Para o prefeito de Chapel Hill, Mark Kleinschmidt, o casal era um "exemplo da comunidade". O jornalista Ethan Casey, do Huffington Post, enfatiza que, assim como a grande maioria dos muçulmanos nos EUA, os três mortos desejavam ter uma vida absolutamente normal.

"Infelizmente é bem previsível que alguns muçulmanos vão querer tomar as coisas nas próprias mãos – assim como o suposto assassino de Chapel Hill, tragicamente confuso e desorientado. Tenho medo disso. Mas tenho igualmente medo do contrário, de que as comunidades muçulmanas por todos os Estados Unidos sejam aterrorizadas ao ponto de se retraírem em seu temor."

Casey diz caber aos próprios islamitas que lições vão tirar do incidente para suas próprias vidas. Eles só não devem se submeter caso sintam que estão sendo discriminados. "Na América, é você mesmo que deve se empenhar pela sua causa, ninguém vai fazer isso no seu lugar."

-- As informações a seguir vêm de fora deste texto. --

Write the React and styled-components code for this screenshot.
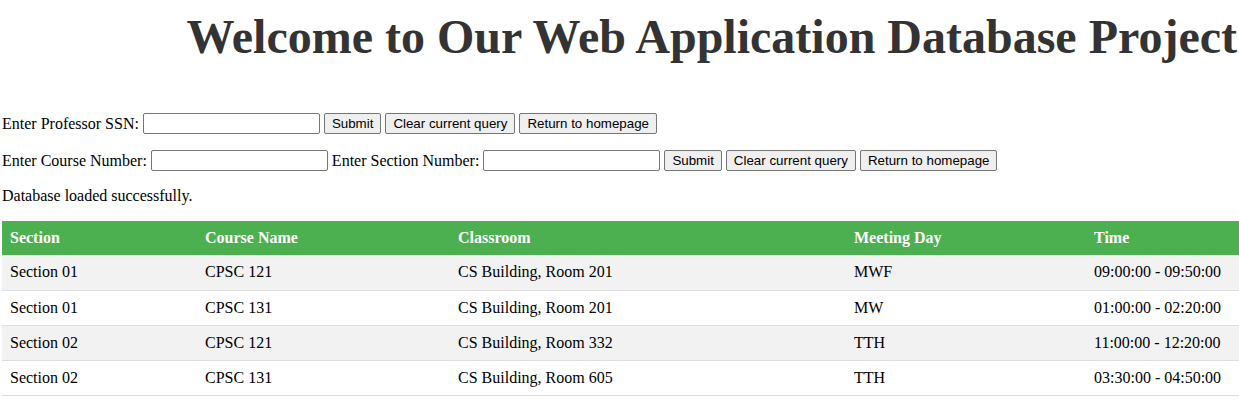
import React from 'react';
import styled, { createGlobalStyle } from 'styled-components';

const GlobalStyle = createGlobalStyle`
  body {
    margin: 0;
    padding: 0 0 0 2px;
    font-family: "Liberation Serif", "Times New Roman", serif;
    font-size: 16px;
    color: #000;
    background: #fff;
  }
`;

const Title = styled.h1`
  margin: 10px 2px 0 0;
  text-align: right;
  font-size: 48px;
  font-weight: bold;
  color: #333;
  line-height: 53px;
`;

const FormRow = styled.p`
  margin: 16px 0;
  line-height: 21px;
  height: 21px;
  &:first-of-type {
    margin-top: 50px;
  }
`;

const TextInput = styled.input`
  box-sizing: border-box;
  width: 177px;
  height: 21px;
  margin: 0;
  padding: 1px 2px;
  border: 1px solid #767676;
  border-radius: 2px;
  font-family: "Liberation Sans", Arial, sans-serif;
  font-size: 13.33px;
  vertical-align: top;
`;

const Button = styled.button`
  box-sizing: border-box;
  height: 21px;
  margin: 0;
  padding: 1px 7px;
  background: #efefef;
  border: 1px solid #767676;
  border-radius: 2px;
  font-family: "Liberation Sans", Arial, sans-serif;
  font-size: 13.33px;
  color: #000;
  vertical-align: top;
`;

const Status = styled.p`
  margin: 16px 0;
  line-height: 18px;
`;

const Table = styled.table`
  width: 1237px;
  border-collapse: collapse;
  table-layout: fixed;
`;

const Th = styled.th`
  background: #4caf50;
  color: #fff;
  text-align: left;
  font-weight: bold;
  padding: 8px;
  height: 34px;
  box-sizing: border-box;
`;

const Tr = styled.tr`
  background: ${p => (p.$shaded ? '#f2f2f2' : '#fff')};
`;

const Td = styled.td`
  padding: 8px;
  height: 35px;
  box-sizing: border-box;
  border-bottom: 1px solid #ddd;
`;

const columns = [
  { label: 'Section', width: 195 },
  { label: 'Course Name', width: 253 },
  { label: 'Classroom', width: 396 },
  { label: 'Meeting Day', width: 240 },
  { label: 'Time', width: 153 },
];

const rows = [
  ['Section 01', 'CPSC 121', 'CS Building, Room 201', 'MWF', '09:00:00 - 09:50:00'],
  ['Section 01', 'CPSC 131', 'CS Building, Room 201', 'MW', '01:00:00 - 02:20:00'],
  ['Section 02', 'CPSC 121', 'CS Building, Room 332', 'TTH', '11:00:00 - 12:20:00'],
  ['Section 02', 'CPSC 131', 'CS Building, Room 605', 'TTH', '03:30:00 - 04:50:00'],
];

const App = () => (
  <>
    <GlobalStyle />
    <Title>Welcome to Our Web Application Database Project</Title>

    <FormRow>
      Enter Professor SSN: <TextInput type="text" />{' '}
      <Button>Submit</Button> <Button>Clear current query</Button>{' '}
      <Button>Return to homepage</Button>
    </FormRow>

    <FormRow>
      Enter Course Number: <TextInput type="text" /> Enter Section Number:{' '}
      <TextInput type="text" /> <Button>Submit</Button>{' '}
      <Button>Clear current query</Button> <Button>Return to homepage</Button>
    </FormRow>

    <Status>Database loaded successfully.</Status>

    <Table>
      <colgroup>
        {columns.map(c => (
          <col key={c.label} style={{ width: c.width }} />
        ))}
      </colgroup>
      <thead>
        <tr>
          {columns.map(c => (
            <Th key={c.label}>{c.label}</Th>
          ))}
        </tr>
      </thead>
      <tbody>
        {rows.map((r, i) => (
          <Tr key={i} $shaded={i % 2 === 0}>
            {r.map((cell, j) => (
              <Td key={j}>{cell}</Td>
            ))}
          </Tr>
        ))}
      </tbody>
    </Table>
  </>
);

export default App;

Entretanto, pelo menos em seu luto e indignação, os muçulmanos de Chapel Hill não estão sozinhos. Na noite da quarta-feira cerca de 2 mil pessoas de todas as confissões se reuniram em vigília no campus da universidade. Falando à multidão, o irmão do dentista assassinado pediu contenção: "Não combatam o fogo com fogo."